@property - take it behind the woodshed and shoot it?

Steven Schveighoffer schveiguy at yahoo.com
Sun Jan 27 21:22:01 PST 2013


On Thu, 24 Jan 2013 03:34:42 -0500, Walter Bright  
<newshound2 at digitalmars.com> wrote:

> This has turned into a monster. We've taken 2 or 3 wrong turns somewhere.
>
> Perhaps we should revert to a simple set of rules.
>
> 1. Empty parens are optional. If there is an ambiguity with the return  
> value taking (), the () go on the return value.
>
> 2. the:
>     f = g
> rewrite to:
>     f(g)
> only happens if f is a function that only has overloads for () and (one  
> argument). No variadics.
>
> 3. Parens are required for calling delegates or function pointers.
>
> 4. No more @property.

Disagree.  @property serves a very good purpose -- specifying intent.  If  
the intention of a function is to be used as a dynamic field, use  
@property, otherwise do not.

Whether or not parentheses should be required on non- at property functions,  
I've given up that struggle.  It's not too terrible, and the benefits are  
difficult to argue against.

But please, please, PLEASE do not let normal functions be called as  
setters.  If we get rid of @property, we are back to this.  Your simple  
requirements will leave too many functions open to abuse.  When you take  
away @property, you take away the expression power of an API designer.

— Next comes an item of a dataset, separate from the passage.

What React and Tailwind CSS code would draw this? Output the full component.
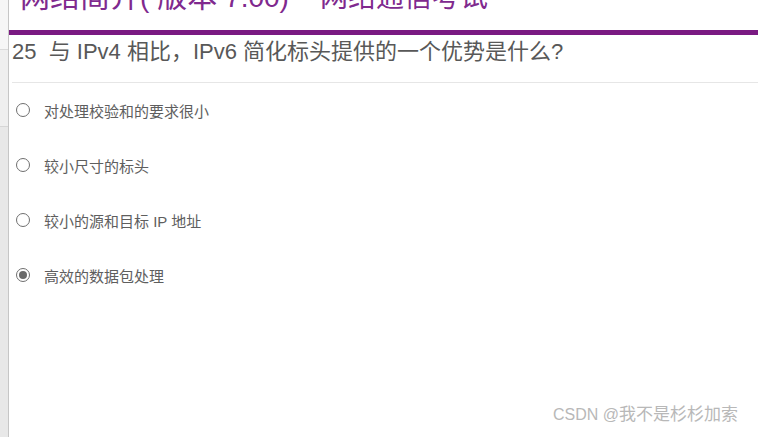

I contend that the issue with @property was that it was half-implemented.   
When a half-implemented feature is used for 4 years, it leads to confusion  
when it doesn't work as specified.

In other words, we asked you to build a fence.  You built one, but didn't  
finish it, left a gaping hole.  Then you complain about how the fence was  
useless.

I would be satisfied with Kenji's implementation.  As I understand it:

@property on a getter would mean implicit calling of the function.
@property on a setter would mean calling x = y as x(y).
@property functions could not be called like normal functions.
Parentheses are optional on normal no-arg functions when used as getters.
Normal single arg or variadic functions are NOT ALLOWED to be used as  
setters.

Do it.  I think 99% of the people here would be OK with this.